Sentido, não segredo
Longe de procurar encobrir o caso, Bertone mostra-se chocado pelo facto da diocese ter deixado passar tanto tempo desde que foi alertado para os factos, em 1974, até contactar a CDF. Lamenta ainda o facto de, na altura das primeiras queixas contra o Pe. Murphy, a diocese não ter mantido registos dos procedimentos, outra falha que dificulta em muito um eventual processo.
Apesar de não recomendar, sem contudo proibir, um processo canónico, Bertone diz que os Bispo se deve assegurar que o Pe. Murphy não volte a ter qualquer contacto com a comunidade surda, e que apenas celebre sacramentos com autorização por escrito do bispo.
Recomenda ainda que o Pe. Murphy seja acompanhado e obrigado a fazer um retiro até mostrar genuíno arrependimento pelos seus crimes. Caso não o faça, ou caso viole qualquer das limitações pastorais que lhe foram impostas, deve-se avançar com um novo caso, independentemente da idade e estado de saúde débil do acusado.

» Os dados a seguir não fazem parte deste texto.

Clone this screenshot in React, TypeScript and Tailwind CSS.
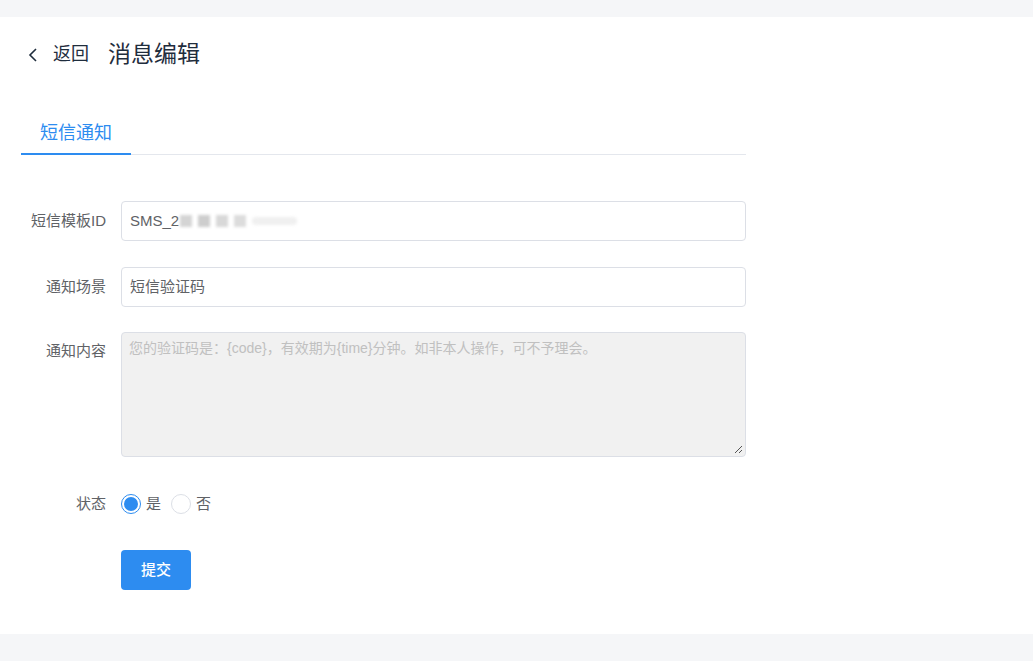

Outro erro grosseiro na versão utilizada pelo NYT é a tradução do termo “no sentido estrito” para “em estrito segredo”, dando ideia de que a CDF estaria a recomendar segredo na abordagem do caso quando na verdade se aludia a uma norma do direito canónico, de que as leis que acarretam penas efectivas devem ser interpretadas no sentido mais estrito.
A revelação destes novos dados desmonta por completo a tese quer do NYT quer do Die Zeit, ao mesmo tempo que põe em causa a metodologia de trabalho de ambos os órgãos de comunicação.